── MATERIALS PROVIDED ──

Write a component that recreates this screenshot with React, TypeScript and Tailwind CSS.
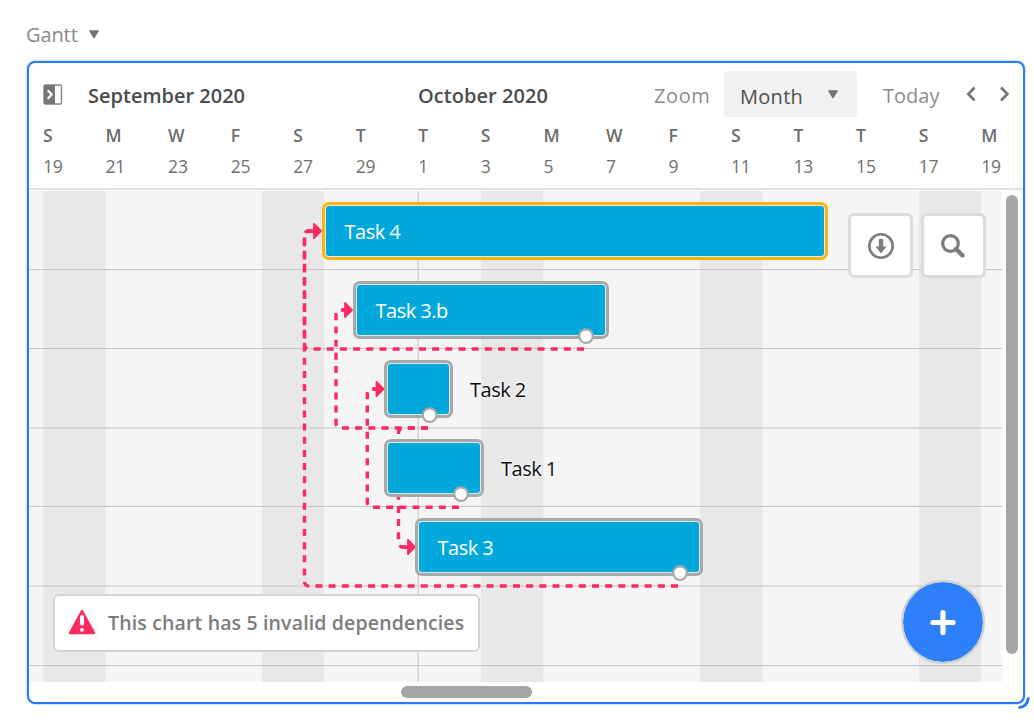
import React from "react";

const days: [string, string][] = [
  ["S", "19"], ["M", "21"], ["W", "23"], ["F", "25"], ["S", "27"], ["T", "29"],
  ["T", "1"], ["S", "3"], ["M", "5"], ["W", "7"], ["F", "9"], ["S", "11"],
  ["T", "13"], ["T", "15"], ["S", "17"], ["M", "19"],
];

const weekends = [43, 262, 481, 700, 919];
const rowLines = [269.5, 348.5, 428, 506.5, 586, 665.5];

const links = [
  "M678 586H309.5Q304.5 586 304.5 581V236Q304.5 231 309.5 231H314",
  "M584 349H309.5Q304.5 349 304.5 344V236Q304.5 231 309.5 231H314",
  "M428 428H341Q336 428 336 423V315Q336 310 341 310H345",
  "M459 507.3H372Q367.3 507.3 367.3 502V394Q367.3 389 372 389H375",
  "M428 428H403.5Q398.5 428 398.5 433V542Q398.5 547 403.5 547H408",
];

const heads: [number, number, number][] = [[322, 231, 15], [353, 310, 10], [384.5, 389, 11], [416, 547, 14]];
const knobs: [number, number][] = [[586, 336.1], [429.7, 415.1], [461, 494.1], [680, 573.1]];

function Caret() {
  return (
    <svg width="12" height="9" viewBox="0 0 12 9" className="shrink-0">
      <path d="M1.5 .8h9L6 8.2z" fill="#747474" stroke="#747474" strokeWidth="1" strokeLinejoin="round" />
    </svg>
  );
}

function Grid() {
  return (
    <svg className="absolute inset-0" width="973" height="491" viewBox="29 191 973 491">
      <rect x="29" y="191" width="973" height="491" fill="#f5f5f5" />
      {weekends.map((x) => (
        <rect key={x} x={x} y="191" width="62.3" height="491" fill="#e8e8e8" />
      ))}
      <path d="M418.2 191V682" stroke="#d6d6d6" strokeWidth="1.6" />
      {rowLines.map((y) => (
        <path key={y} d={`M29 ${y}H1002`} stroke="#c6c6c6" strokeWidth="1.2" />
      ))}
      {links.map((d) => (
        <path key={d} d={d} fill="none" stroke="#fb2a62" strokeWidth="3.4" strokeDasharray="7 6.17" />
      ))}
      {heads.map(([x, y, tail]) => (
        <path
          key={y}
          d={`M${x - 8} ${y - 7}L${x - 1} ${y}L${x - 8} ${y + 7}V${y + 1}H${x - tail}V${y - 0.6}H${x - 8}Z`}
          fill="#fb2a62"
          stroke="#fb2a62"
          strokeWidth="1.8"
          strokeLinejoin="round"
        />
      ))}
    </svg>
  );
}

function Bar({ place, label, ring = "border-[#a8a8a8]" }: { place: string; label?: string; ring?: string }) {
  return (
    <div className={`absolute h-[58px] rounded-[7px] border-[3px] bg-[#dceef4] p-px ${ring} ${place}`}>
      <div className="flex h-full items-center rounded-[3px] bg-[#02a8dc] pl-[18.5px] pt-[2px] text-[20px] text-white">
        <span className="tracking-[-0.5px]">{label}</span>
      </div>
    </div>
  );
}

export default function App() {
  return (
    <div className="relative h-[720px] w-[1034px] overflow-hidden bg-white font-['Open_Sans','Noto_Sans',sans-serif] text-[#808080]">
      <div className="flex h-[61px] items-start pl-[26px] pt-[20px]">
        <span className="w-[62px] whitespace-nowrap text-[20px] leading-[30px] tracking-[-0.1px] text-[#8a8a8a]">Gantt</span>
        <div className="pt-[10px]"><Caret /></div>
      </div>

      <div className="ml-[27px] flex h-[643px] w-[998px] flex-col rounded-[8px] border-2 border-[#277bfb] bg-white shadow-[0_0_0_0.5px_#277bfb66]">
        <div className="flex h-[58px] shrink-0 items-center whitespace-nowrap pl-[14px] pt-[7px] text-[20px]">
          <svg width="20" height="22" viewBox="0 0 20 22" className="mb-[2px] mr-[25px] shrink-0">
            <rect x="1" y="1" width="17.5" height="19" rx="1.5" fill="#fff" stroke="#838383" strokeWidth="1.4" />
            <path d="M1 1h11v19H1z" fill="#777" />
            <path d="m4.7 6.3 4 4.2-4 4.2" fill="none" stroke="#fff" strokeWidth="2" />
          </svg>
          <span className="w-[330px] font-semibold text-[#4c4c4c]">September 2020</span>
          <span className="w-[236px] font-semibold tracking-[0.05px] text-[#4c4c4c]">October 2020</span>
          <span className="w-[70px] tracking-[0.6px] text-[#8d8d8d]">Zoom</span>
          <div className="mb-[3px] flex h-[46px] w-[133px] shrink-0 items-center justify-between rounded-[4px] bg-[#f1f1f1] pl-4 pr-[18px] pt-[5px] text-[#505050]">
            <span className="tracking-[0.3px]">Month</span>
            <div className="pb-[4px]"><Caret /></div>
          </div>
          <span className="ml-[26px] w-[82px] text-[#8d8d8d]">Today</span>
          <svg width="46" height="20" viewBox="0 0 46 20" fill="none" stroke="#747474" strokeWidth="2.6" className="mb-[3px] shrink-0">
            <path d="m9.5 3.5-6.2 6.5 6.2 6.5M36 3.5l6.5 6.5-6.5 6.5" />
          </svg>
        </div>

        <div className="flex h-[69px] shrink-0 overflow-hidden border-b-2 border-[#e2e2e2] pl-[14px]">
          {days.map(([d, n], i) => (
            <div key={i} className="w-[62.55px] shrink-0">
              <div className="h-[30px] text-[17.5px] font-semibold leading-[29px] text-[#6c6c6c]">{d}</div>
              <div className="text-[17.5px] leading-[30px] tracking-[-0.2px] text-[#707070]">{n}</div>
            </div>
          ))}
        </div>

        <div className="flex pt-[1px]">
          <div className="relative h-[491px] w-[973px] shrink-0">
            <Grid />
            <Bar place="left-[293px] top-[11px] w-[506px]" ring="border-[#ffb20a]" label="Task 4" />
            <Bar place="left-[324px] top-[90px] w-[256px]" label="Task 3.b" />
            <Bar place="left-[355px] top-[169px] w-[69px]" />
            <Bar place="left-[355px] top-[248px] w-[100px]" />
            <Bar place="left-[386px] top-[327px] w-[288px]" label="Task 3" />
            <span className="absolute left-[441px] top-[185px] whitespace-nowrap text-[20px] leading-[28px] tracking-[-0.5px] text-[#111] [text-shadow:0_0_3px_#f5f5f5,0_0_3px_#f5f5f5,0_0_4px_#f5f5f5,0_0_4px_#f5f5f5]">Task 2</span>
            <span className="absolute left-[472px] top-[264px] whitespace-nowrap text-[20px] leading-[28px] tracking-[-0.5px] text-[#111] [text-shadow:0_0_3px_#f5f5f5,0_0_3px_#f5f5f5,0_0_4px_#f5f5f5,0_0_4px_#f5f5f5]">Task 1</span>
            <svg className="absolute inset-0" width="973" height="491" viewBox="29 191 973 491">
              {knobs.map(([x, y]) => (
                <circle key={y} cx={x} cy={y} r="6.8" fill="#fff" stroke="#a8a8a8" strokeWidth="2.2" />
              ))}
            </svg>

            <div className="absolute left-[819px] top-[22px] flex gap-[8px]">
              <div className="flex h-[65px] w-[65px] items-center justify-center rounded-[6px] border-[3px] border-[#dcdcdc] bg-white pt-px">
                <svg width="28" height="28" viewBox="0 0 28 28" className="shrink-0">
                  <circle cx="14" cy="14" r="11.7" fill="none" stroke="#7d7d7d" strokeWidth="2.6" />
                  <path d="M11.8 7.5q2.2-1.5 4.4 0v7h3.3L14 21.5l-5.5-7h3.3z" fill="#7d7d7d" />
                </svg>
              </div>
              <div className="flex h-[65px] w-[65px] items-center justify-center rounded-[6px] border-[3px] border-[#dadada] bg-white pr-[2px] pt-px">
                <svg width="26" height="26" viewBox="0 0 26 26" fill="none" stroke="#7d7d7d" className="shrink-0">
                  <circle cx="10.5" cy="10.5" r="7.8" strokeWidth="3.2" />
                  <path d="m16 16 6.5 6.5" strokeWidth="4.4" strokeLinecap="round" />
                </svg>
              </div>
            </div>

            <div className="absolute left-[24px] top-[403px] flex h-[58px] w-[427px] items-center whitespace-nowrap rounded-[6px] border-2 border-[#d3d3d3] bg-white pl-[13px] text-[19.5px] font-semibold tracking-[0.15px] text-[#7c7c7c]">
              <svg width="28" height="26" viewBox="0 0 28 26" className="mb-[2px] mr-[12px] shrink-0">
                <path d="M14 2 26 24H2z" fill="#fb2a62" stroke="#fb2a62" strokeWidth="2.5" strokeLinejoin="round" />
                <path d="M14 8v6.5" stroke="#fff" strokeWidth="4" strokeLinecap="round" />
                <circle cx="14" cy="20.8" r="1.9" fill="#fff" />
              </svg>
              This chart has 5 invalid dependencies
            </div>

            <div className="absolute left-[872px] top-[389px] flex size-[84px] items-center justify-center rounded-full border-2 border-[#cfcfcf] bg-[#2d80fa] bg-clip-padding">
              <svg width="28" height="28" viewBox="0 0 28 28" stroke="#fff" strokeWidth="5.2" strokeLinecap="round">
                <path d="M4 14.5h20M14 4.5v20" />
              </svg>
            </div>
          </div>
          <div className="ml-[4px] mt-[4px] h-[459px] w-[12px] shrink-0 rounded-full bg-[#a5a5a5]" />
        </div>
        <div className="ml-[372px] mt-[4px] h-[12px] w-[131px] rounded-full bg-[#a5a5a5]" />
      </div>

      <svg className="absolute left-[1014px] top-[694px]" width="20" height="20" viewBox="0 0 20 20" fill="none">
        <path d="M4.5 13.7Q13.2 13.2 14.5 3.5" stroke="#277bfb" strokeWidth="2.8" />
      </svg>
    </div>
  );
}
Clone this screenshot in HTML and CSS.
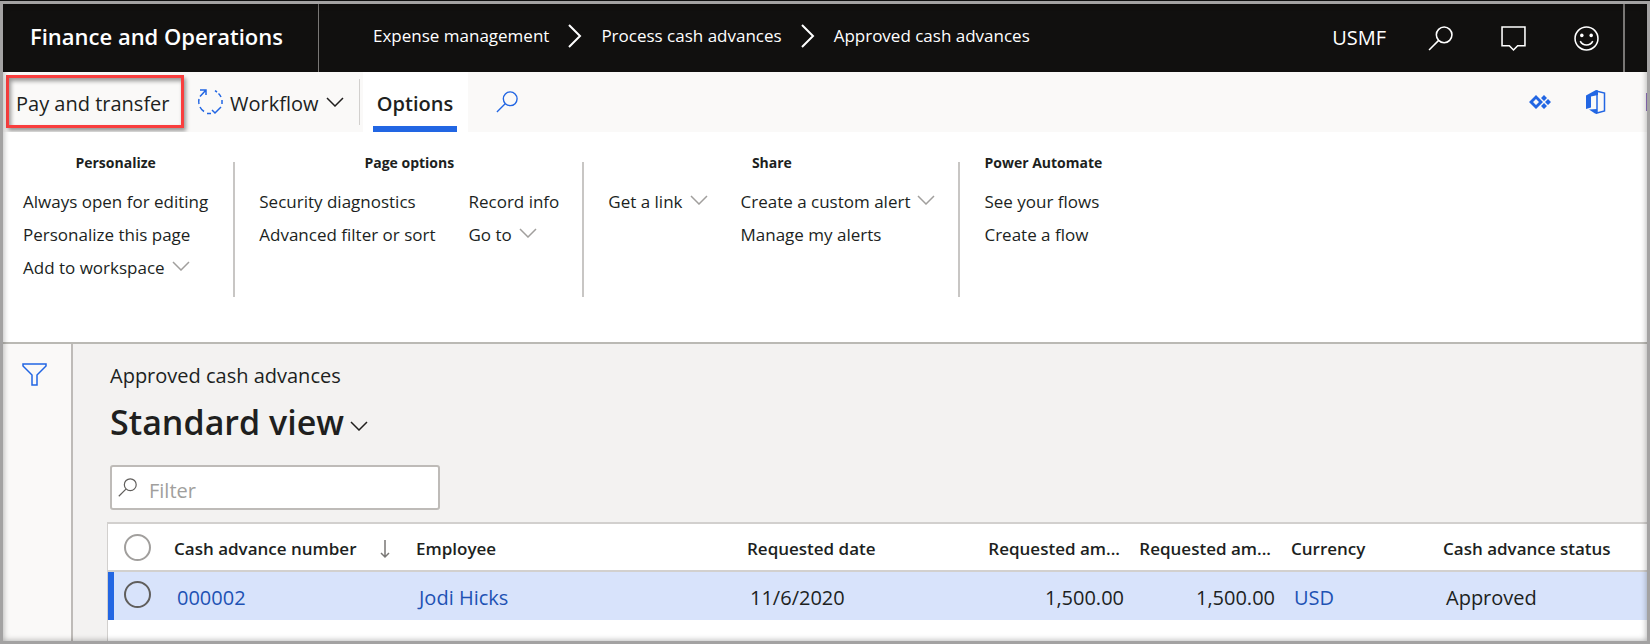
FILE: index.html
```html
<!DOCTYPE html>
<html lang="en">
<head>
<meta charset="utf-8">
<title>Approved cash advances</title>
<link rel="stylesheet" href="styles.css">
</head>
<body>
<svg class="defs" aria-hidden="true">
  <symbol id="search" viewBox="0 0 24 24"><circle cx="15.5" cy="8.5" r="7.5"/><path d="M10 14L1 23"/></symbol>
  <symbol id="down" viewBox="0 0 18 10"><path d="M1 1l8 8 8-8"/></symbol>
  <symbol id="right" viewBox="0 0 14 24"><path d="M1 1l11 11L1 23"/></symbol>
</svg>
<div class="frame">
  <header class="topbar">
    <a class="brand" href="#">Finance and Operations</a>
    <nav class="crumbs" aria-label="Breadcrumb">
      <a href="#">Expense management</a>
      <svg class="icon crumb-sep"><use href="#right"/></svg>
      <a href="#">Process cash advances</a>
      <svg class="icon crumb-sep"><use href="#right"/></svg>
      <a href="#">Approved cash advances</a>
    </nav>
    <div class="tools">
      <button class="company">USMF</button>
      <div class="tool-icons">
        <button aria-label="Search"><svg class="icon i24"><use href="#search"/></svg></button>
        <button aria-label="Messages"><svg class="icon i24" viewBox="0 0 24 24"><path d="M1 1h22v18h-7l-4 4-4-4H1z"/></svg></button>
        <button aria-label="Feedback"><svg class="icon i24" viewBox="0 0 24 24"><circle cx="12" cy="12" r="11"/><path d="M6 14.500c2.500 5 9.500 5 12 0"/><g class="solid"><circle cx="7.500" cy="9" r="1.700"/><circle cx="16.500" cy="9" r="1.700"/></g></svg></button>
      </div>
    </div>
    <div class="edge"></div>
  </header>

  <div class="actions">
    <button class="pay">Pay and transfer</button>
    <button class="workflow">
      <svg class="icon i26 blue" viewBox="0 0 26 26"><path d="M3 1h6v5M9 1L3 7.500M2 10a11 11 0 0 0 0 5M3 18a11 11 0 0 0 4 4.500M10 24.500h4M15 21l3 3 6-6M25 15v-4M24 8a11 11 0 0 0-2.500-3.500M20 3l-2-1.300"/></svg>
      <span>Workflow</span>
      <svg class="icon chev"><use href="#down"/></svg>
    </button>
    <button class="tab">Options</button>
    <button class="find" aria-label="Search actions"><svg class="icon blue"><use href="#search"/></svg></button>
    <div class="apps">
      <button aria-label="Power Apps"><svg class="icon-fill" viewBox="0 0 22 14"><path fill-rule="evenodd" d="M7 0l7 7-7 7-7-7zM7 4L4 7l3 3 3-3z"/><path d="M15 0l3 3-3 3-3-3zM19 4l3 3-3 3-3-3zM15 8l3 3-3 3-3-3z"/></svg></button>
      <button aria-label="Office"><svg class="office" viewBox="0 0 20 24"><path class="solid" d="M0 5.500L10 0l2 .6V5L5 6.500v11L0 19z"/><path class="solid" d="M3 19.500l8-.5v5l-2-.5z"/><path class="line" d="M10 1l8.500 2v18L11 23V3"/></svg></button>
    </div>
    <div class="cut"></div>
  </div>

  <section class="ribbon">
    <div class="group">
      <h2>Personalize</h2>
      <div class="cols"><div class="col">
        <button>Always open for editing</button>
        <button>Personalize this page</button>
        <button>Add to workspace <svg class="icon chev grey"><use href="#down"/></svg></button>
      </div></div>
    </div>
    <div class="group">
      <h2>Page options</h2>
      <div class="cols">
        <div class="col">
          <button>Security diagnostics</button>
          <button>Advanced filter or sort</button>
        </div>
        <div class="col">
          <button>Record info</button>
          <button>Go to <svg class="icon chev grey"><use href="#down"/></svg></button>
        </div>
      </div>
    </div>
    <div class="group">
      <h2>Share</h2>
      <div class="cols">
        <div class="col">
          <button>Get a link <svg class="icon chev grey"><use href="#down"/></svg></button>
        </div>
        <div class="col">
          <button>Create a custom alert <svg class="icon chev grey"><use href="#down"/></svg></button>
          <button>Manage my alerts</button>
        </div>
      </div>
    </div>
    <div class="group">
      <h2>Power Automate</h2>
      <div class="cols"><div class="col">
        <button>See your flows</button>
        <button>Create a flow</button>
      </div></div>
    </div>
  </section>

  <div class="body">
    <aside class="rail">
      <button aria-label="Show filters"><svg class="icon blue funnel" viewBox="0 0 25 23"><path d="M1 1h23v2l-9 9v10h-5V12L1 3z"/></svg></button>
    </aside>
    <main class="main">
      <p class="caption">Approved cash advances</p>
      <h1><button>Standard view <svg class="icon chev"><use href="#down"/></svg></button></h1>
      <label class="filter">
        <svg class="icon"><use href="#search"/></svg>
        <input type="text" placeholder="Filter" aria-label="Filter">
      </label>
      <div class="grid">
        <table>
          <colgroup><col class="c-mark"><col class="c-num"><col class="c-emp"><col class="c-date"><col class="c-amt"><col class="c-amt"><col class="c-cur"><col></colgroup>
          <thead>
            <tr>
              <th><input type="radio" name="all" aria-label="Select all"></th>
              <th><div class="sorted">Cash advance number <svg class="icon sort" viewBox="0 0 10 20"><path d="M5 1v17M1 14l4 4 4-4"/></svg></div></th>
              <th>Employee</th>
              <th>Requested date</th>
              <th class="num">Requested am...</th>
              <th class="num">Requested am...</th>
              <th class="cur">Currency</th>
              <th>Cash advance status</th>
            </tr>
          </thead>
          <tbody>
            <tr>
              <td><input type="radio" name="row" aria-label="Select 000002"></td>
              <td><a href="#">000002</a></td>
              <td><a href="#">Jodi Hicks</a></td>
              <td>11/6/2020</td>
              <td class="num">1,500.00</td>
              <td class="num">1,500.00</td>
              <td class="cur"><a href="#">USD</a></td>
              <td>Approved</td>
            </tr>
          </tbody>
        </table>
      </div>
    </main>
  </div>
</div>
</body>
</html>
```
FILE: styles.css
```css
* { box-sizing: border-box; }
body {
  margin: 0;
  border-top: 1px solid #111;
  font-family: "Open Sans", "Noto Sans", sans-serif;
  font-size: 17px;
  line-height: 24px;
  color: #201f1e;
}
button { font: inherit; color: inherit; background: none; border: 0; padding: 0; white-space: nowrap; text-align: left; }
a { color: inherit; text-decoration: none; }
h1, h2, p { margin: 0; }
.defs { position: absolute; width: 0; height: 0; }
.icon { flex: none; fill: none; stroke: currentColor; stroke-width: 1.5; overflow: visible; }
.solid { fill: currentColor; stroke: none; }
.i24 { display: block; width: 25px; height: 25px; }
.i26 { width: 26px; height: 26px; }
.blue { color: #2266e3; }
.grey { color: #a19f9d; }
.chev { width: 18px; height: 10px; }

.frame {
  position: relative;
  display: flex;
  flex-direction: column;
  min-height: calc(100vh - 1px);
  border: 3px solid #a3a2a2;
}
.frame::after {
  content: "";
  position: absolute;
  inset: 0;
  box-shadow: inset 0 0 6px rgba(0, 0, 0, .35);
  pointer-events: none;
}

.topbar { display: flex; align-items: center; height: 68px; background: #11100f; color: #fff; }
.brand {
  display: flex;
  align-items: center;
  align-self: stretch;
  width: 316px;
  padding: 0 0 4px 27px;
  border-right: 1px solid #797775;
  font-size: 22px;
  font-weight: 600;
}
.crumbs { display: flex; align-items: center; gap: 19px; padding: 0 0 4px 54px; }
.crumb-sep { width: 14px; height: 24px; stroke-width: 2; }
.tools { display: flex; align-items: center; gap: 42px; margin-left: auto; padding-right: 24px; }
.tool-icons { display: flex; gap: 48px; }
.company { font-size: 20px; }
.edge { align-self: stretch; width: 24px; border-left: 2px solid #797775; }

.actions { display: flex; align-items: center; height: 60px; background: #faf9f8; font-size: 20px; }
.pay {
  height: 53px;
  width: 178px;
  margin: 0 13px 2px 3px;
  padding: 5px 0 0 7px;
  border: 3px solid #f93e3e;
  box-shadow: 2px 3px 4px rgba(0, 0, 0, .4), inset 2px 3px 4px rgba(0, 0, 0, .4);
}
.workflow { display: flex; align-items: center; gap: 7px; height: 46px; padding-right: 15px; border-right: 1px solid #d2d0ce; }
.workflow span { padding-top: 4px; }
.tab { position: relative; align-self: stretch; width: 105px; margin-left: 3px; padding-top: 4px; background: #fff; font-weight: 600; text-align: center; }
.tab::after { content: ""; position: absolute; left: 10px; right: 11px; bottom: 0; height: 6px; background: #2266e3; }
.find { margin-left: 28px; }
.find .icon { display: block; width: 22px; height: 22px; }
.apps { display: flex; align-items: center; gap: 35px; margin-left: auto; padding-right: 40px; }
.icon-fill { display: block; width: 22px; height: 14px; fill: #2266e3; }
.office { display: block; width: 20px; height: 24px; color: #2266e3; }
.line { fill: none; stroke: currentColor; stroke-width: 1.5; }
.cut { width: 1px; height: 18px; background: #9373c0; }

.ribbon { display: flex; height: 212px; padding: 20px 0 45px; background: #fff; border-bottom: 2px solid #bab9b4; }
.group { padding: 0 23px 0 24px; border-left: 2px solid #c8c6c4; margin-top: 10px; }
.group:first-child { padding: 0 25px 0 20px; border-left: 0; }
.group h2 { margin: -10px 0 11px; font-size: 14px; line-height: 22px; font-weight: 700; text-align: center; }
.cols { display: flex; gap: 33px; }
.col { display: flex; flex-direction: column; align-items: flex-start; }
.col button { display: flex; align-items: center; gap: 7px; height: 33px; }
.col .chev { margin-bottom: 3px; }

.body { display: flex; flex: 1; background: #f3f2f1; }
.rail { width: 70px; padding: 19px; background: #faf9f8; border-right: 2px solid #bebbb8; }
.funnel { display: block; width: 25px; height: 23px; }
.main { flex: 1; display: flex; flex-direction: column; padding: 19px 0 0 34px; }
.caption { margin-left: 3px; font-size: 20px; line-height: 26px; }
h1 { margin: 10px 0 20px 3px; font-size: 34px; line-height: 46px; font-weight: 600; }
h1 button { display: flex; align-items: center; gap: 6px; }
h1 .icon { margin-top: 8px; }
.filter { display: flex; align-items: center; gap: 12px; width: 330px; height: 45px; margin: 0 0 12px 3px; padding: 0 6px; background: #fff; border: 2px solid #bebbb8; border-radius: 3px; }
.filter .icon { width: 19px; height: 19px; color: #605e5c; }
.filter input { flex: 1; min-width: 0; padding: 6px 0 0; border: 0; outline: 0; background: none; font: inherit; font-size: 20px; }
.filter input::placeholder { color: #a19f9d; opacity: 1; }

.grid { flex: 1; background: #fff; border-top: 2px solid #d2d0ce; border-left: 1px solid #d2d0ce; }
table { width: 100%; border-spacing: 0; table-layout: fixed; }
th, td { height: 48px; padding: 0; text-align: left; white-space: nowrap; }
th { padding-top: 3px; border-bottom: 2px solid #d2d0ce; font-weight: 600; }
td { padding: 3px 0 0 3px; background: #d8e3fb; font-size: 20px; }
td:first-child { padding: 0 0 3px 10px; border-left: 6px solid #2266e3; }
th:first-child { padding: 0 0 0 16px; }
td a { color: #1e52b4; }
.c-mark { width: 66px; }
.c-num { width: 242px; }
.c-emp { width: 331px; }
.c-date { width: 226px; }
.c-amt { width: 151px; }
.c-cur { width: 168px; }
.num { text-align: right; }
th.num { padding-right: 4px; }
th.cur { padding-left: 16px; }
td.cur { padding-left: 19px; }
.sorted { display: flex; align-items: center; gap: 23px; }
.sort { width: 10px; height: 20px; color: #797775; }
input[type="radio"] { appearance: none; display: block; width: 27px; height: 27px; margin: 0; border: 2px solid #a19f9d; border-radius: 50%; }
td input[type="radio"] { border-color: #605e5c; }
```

───

_EXERCISE DIRECTIONS_
Please restate the material above line by line, exactly, beginning at its first line and ending with the line that contains "const rowLines = [269.5, 348.5, 428, 506.5, 586, 665.5];", without any pictures.

_EXERCISE OUTPUT_
Write a component that recreates this screenshot with React, TypeScript and Tailwind CSS.
import React from "react";

const days: [string, string][] = [
  ["S", "19"], ["M", "21"], ["W", "23"], ["F", "25"], ["S", "27"], ["T", "29"],
  ["T", "1"], ["S", "3"], ["M", "5"], ["W", "7"], ["F", "9"], ["S", "11"],
  ["T", "13"], ["T", "15"], ["S", "17"], ["M", "19"],
];

const weekends = [43, 262, 481, 700, 919];
const rowLines = [269.5, 348.5, 428, 506.5, 586, 665.5];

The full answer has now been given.